Rolls-Royce Plans Higher Cash Flow as CEO Pushes Efficiency

(Bloomberg) -- Rolls-Royce Holdings Plc set ambitious medium-term targets of higher cash flow and return on capital as Chief Executive Officer Tufan Erginbilgic takes his turnaround effort at the UK engine maker to the next phase.

The company expects to achieve operating profit of as much as £2.8 billion ($3.5 billion) and free cash flow of as much as £3.1 billion by 2027 — more than triple the amount set for this year. Return on capital will be as high as 18% by then, it said in a stock exchange filing ahead of a meeting with investors and analysts on Tuesday.
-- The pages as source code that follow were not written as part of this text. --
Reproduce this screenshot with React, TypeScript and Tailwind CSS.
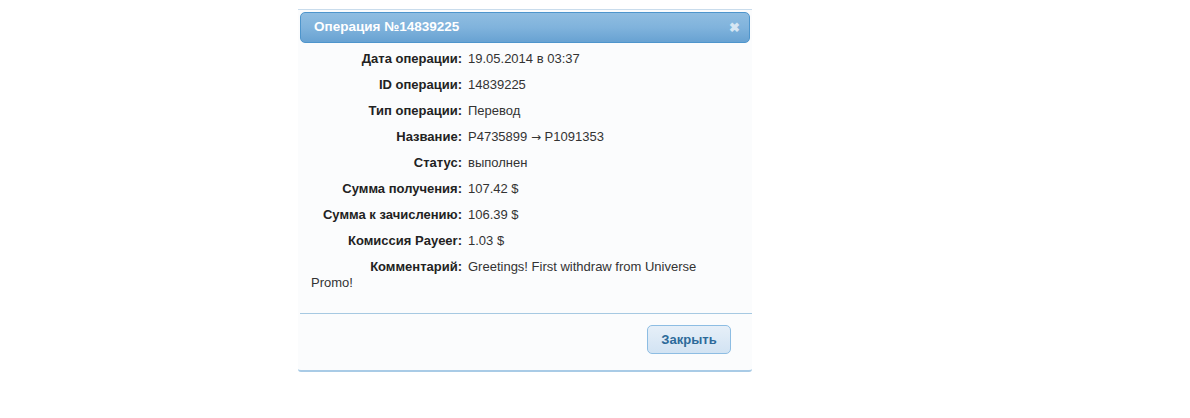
const rows: [string, React.ReactNode][] = [
  ["Дата операции:", "19.05.2014 в 03:37"],
  ["ID операции:", "14839225"],
  ["Тип операции:", "Перевод"],
  [
    "Название:",
    <>
      P4735899 <span className="font-['DejaVu_Sans',sans-serif] text-[12px]">→</span> P1091353
    </>,
  ],
  ["Статус:", "выполнен"],
  ["Сумма получения:", "107.42 $"],
  ["Сумма к зачислению:", "106.39 $"],
  ["Комиссия Payeer:", "1.03 $"],
  ["Комментарий:", "Greetings! First withdraw from Universe Promo!"],
];

export default function App() {
  return (
    <div className="min-h-screen bg-white pt-[9px] pl-[298px] font-['Liberation_Sans',Arial,sans-serif]">
      <div className="w-[454px] bg-[#fbfcfd] border-t border-[#c9dcec] border-b-2 border-b-[#a9cbe6] rounded-b-[3px]">
        {/* header */}
        <div className="mx-[2px] mt-[2px] h-[31px] rounded-[5px] border border-[#4e95cc] bg-gradient-to-b from-[#8fbde1] via-[#80b3dc] to-[#68a2d2] flex items-center justify-between pl-[13px] pr-[9px]">
          <span className="text-white font-bold text-[13.5px]">Операция №14839225</span>
          <span className="text-[#d6e6f3] font-bold text-[13px] leading-none">✖</span>
        </div>

        {/* body */}
        <div className="pl-[13px] pr-[32px] pt-[8px] pb-[22px] text-[13px] leading-[16px] text-[#222]">
          {rows.map(([label, value]) => (
            <div key={label} className="mb-[10px] last:mb-0">
              <span className="inline-block w-[151px] text-right font-bold text-[#222]">{label}</span>
              <span className="ml-[6px] text-[#333]">{value}</span>
            </div>
          ))}
        </div>

        {/* footer */}
        <div className="ml-[2px] border-t border-[#a6c9e2] flex justify-end pt-[11px] pb-[16px] pr-[21px]">
          <button className="w-[84px] h-[29px] rounded-[5px] border border-[#8dbde3] bg-gradient-to-b from-[#e6eff8] to-[#d2e3f3] text-[13px] font-bold text-[#2d6a9a]">
            Закрыть
          </button>
        </div>
      </div>
    </div>
  );
}
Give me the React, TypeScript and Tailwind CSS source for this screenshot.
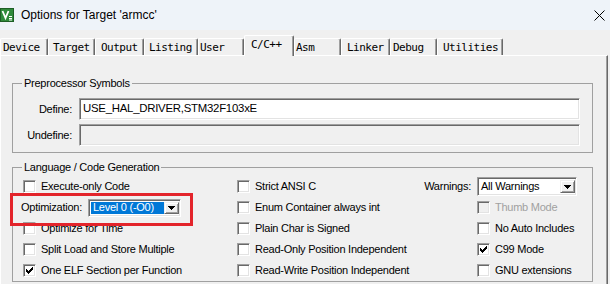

The manufacturer will also look to divest assets that don’t meet profitability goals and continue a saving push that will generate as much as £500 million in the mid-term. Rolls-Royce rose as much as 4.8% in London trading, taking this year’s gain to 169%.

Erginbilgic has embarked on an extensive overhaul of the prime UK manufacturer, which he described as a “burning platform” shortly after taking over at the start of this year. The company has said it plans to cut as many as 2,500 jobs, or 6% of worldwide workforce, as the CEO presses ahead with his effort to streamline operations and boost profitability.